6.3.3. Removing Edge Capacities

This subsection achieves the opposite of the transformation in Section 6.3.2: It turns all edges in the network into uncapacitated edges. This is useful in some minimum-cost flow algorithms because it ensures that \(G \subseteq G^f\) for any pseudo-flow \(f\) in \(G\): \(f\) cannot saturate any edges in \(G\).

The transformation described here changes the vertex and edge sets of the network but establishes a straightforward relationship between flows in the original network and flows of the same cost in the transformed network. Thus, once again, we can solve the minimum-cost flow problem in the original network by solving it in the transformed network with only uncapacitated edges.

Let \(G\) be an arbitrary flow network. Our goal is to transform \(G\) into an equivalent network \(H\) all of whose edges have infinite capacity. To this end, we introduce a vertex \(z_{x,y}\) for every edge \((x, y)\) in \(G\) such that \(u_{x,y} < \infty\) and replace \((x, y)\) with two edges \(\bigl(x, z_{x,y}\bigr)\) and \(\bigl(y, z_{x, y}\bigr)\). Both edges have infinite capacity. The edge \(\bigl(x, z_{x,y}\bigr)\) has cost \(c_{x,y}\). The edge \((y, z_{x,y})\) has cost zero. Finally, we set \(b_{z_{x,y}} = -u_{x,y}\) and increase \(b_y\) by \(u_{x,y}\). This transformation is illustrated in Figure 6.1.

Figure 6.1

The resulting network \(H\) clearly has no edges of finite capacity. As the next two lemmas show, there exists a simple cost-preserving bijection between flows in \(G\) and flows in \(H\), so a minimum-cost flow in \(G\) can be computed by solving the minimum-cost flow problem in \(H\) instead.

For an arbitrary edge labelling \(f\) of \(G\), let \(f'\) be the corresponding edge labelling of \(H\) defined as

\[f'_{x,y} = \begin{cases} f_{x,y} & \text{if } (x, y) \in G \text{ (and thus $u_{x,y} = \infty$)}\\ f_{x,w} & \text{if } y = z_{x,w}\\ u_{w,x} - f_{w,x} & \text{if } y = z_{w,x}. \end{cases}\tag{6.9}\]
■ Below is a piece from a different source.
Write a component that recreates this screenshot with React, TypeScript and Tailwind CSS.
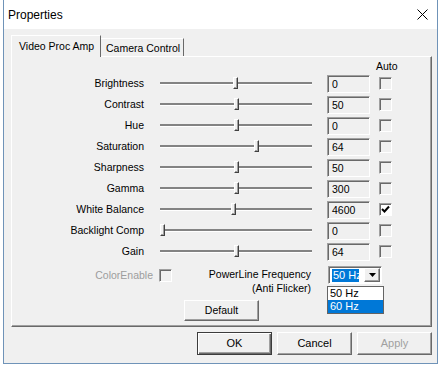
import React from 'react';

const rows = [
  { label: 'Brightness', value: '0', thumb: 75, auto: false },
  { label: 'Contrast', value: '50', thumb: 76, auto: false },
  { label: 'Hue', value: '0', thumb: 76, auto: false },
  { label: 'Saturation', value: '64', thumb: 96, auto: false },
  { label: 'Sharpness', value: '50', thumb: 76, auto: false },
  { label: 'Gamma', value: '300', thumb: 76, auto: false },
  { label: 'White Balance', value: '4600', thumb: 73, auto: true },
  { label: 'Backlight Comp', value: '0', thumb: 2, auto: false },
  { label: 'Gain', value: '64', thumb: 76, auto: false },
];

const sunken =
  'border border-[#a0a0a0] border-r-white border-b-white shadow-[inset_1px_1px_0_#696969]';
const raised =
  'border border-white border-r-[#696969] border-b-[#696969] shadow-[inset_-1px_-1px_0_#a0a0a0]';

const CheckBox: React.FC<{ checked?: boolean }> = ({ checked }) => (
  <div
    className={`w-[13px] h-[13px] flex items-center justify-center ${sunken} ${
      checked ? 'bg-white' : 'bg-[#f0f0f0]'
    }`}
  >
    {checked && (
      <svg width="9" height="9" viewBox="0 0 9 9">
        <path d="M1 4 L3.5 6.5 L8 1.5" fill="none" stroke="#000" strokeWidth="2" />
      </svg>
    )}
  </div>
);

const Slider: React.FC<{ thumb: number }> = ({ thumb }) => (
  <div className="relative w-[156px] h-[21px] flex items-center px-[2px]">
    <div className="w-full h-[3px] bg-white border-t-2 border-[#838383]" />
    <div
      className="absolute top-[4px] w-[5px] h-[12px] bg-[#f0f0f0] border border-white border-r-[#404040] border-b-[#404040] shadow-[inset_-1px_-1px_0_#a0a0a0]"
      style={{ left: thumb }}
    />
  </div>
);

export default function App() {
  return (
    <div
      className="w-[441px] h-[365px] bg-white text-[10.5px] text-black overflow-hidden"
      style={{ fontFamily: '"Liberation Sans", Arial, sans-serif' }}
    >
      <div className="ml-[3px] w-[435px] h-[364px] border-l border-r border-b border-[#6f93b8] bg-[#f0f0f0] flex flex-col">
        {/* title bar */}
        <div className="h-[29px] bg-white flex items-center justify-between pl-[4px] pr-[9px]">
          <span className="text-[12px]">Properties</span>
          <svg width="11" height="11" viewBox="0 0 11 11">
            <path d="M0.5 0.5 L10.5 10.5 M10.5 0.5 L0.5 10.5" stroke="#000" strokeWidth="1" />
          </svg>
        </div>

        <div className="pl-[7px] pr-[5px] pt-[6px]">
          {/* tabs */}
          <div className="flex items-end h-[21px] whitespace-nowrap">
            <div className="relative z-10 -mb-px h-[22px] w-[90px] bg-[#f0f0f0] border-l border-t border-white border-r border-r-[#696969] pl-[7px] pt-[3px]">
              Video Proc Amp
            </div>
            <div className="h-[18px] w-[83px] border-t border-white border-r border-r-[#696969] pl-[5px] pt-[2px]">
              Camera Control
            </div>
          </div>

          {/* panel */}
          <div className="h-[271px] border border-white border-r-[#696969] border-b-[#696969] shadow-[inset_-1px_-1px_0_#a0a0a0]">
            <div className="pt-[3px] pl-[364px] h-[16px] leading-[13px]">Auto</div>
            {rows.map((r) => (
              <div key={r.label} className="flex items-center h-[21px]">
                <div className="w-[132px] text-right">{r.label}</div>
                <div className="ml-[14px]">
                  <Slider thumb={r.thumb} />
                </div>
                <div className={`ml-[13px] w-[43px] h-[18px] pl-[4px] leading-[16px] ${sunken}`}>
                  {r.value}
                </div>
                <div className="ml-[9px]">
                  <CheckBox checked={r.auto} />
                </div>
              </div>
            ))}

            <div className="flex items-start mt-[4px]">
              <div className="w-[141px] text-right mt-[3px] leading-[13px] text-[#9d9d9d]">
                ColorEnable
              </div>
              <div className="ml-[6px] mt-[3px]">
                <CheckBox />
              </div>
              <div className="w-[139px] text-right leading-[14px] mt-[1px]">
                <div>PowerLine Frequency</div>
                <div>(Anti Flicker)</div>
              </div>
              <div className={`relative ml-[17px] w-[54px] h-[18px] bg-white flex items-center ${sunken}`}>
                <div className="ml-[3px] w-[27px] h-[13px] bg-[#0078d7] text-white text-[11px] leading-[13px] overflow-hidden whitespace-nowrap pl-[1px]">
                  50 Hz
                </div>
                <div className={`ml-auto mr-[1px] w-[16px] h-[14px] bg-[#f0f0f0] flex items-center justify-center ${raised}`}>
                  <svg width="7" height="4" viewBox="0 0 7 4">
                    <path d="M0 0 L7 0 L3.5 4 Z" fill="#000" />
                  </svg>
                </div>
                <div className="absolute z-20 left-[-2px] top-[19px] w-[57px] border border-[#646464] bg-white text-[11px] leading-[13px]">
                  <div className="h-[13px] pl-[2px]">50 Hz</div>
                  <div className="h-[13px] pl-[2px] bg-[#0078d7] text-white">60 Hz</div>
                </div>
              </div>
            </div>

            <div className={`ml-[172px] mt-[5px] w-[75px] h-[21px] flex items-center justify-center ${raised}`}>
              Default
            </div>
          </div>

          {/* dialog buttons */}
          <div className="flex justify-end gap-[5px] mt-[5px] text-[11px]">
            <div className="w-[75px] h-[23px] flex items-center justify-center border border-[#3c3c3c] shadow-[inset_1px_1px_0_#fff,inset_-1px_-1px_0_#696969,inset_-2px_-2px_0_#a0a0a0]">
              OK
            </div>
            <div className={`w-[75px] h-[23px] flex items-center justify-center ${raised}`}>Cancel</div>
            <div className={`w-[75px] h-[23px] flex items-center justify-center text-[#a0a0a0] ${raised}`}>
              Apply
            </div>
          </div>
        </div>
      </div>
    </div>
  );
}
In other words, \(f\) and \(f'\) send the same amount of flow along each uncapacitated edge of \(G\); for each edge \((x, w) \in G\) with capacity \(u_{x,w} < \infty\), \(f'\) sends \(f_{x,w}\) units of flow from \(x\) to \(z_{x, w}\) and \(u_{x,w} - f_{x,w}\) units of flow from \(w\) to \(z_{x, w}\).

Lemma 6.11: \(f\) is a flow in \(G\) if and only if \(f'\) is a flow in \(H\). Both flows have the same cost.

Proof: Throughout this proof, we refer to the vertex supply functions in \(G\) and \(H\) as \(b\) and \(b'\), respectively. The capacity functions in \(G\) and \(H\) are referred to as \(u\) and \(u'\), respectively.

First we show that \(f'\) satisfies the flow conservation constraints if and only if \(f\) does.

For every vertex \(w = z_{x,y}\) in \(H\), we have

\[\sum_{v \in V} \bigl(f'_{w,v} - f'_{v,w}\bigr) = -f'_{x,w} - f'_{y,w} = -f_{x,y} - \bigl(u_{x,y} - f_{x,y}\bigr) = -u_{x,y} = b_w'.\]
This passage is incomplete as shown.